Community Cabins: Low Barrier Shelter for Oakland Residents

Oakland has a major challenge with unsheltered homelessness, with an estimated 3,200 people on the streets each night.

At Operation Dignity, we have a unique perspective on the people impacted by this crisis; our street outreach team has worked in the field with Oakland residents who are without shelter for almost two decades.

To bring more people in from off the streets, Operation Dignity has partnered with the City of Oakland on its Community Cabins program. Through this program, residents of large encampments take shelter in small cabin structures gathered in a single site.

At each site, we help people stabilize from the crisis and stress of living outside. We provide 24/7 personnel, a safe place to stay, storage for resident belongings, blankets, hygiene supplies, hot dinners during the week, clean water, portable toilets, and access to fresh drinking water.

Our on-site Housing Navigators also work with each resident to help them secure housing and improve their lives. We help residents look for employment; access benefits; obtain needed documents (such as ID and proof of income); connect with mental and physical health care; and explore options for transitional and permanent housing.

We opened the first Community Cabins site with the City in December 2017 at 6th and Castro. Since then, we’ve implemented two more sites in West Oakland, as well as an RV safe parking site.

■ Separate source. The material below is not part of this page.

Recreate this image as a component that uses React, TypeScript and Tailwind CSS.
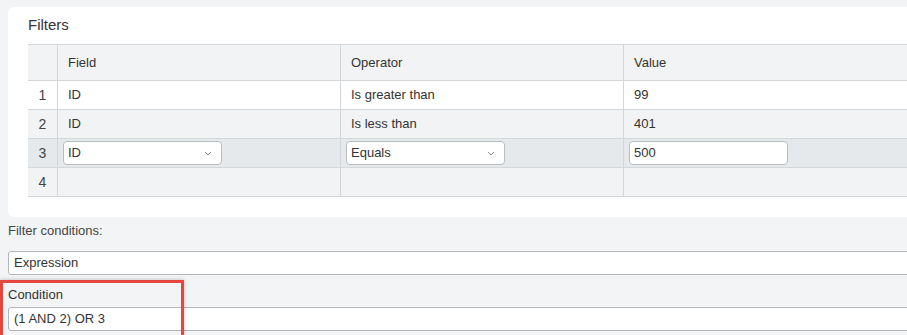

All together, our sites can shelter more than 120 people on a given night.

The City works with two other providers to operate Community Cabins sites elsewhere in Oakland.

We firmly believe that the ultimate solution to homelessness is permanent, affordable housing with the combination of services that meets each resident’s needs.

But while these housing options are unavailable, we are dedicated to working toward interventions that will alleviate the crisis of homelessness and provide people with safe shelter and services where they are.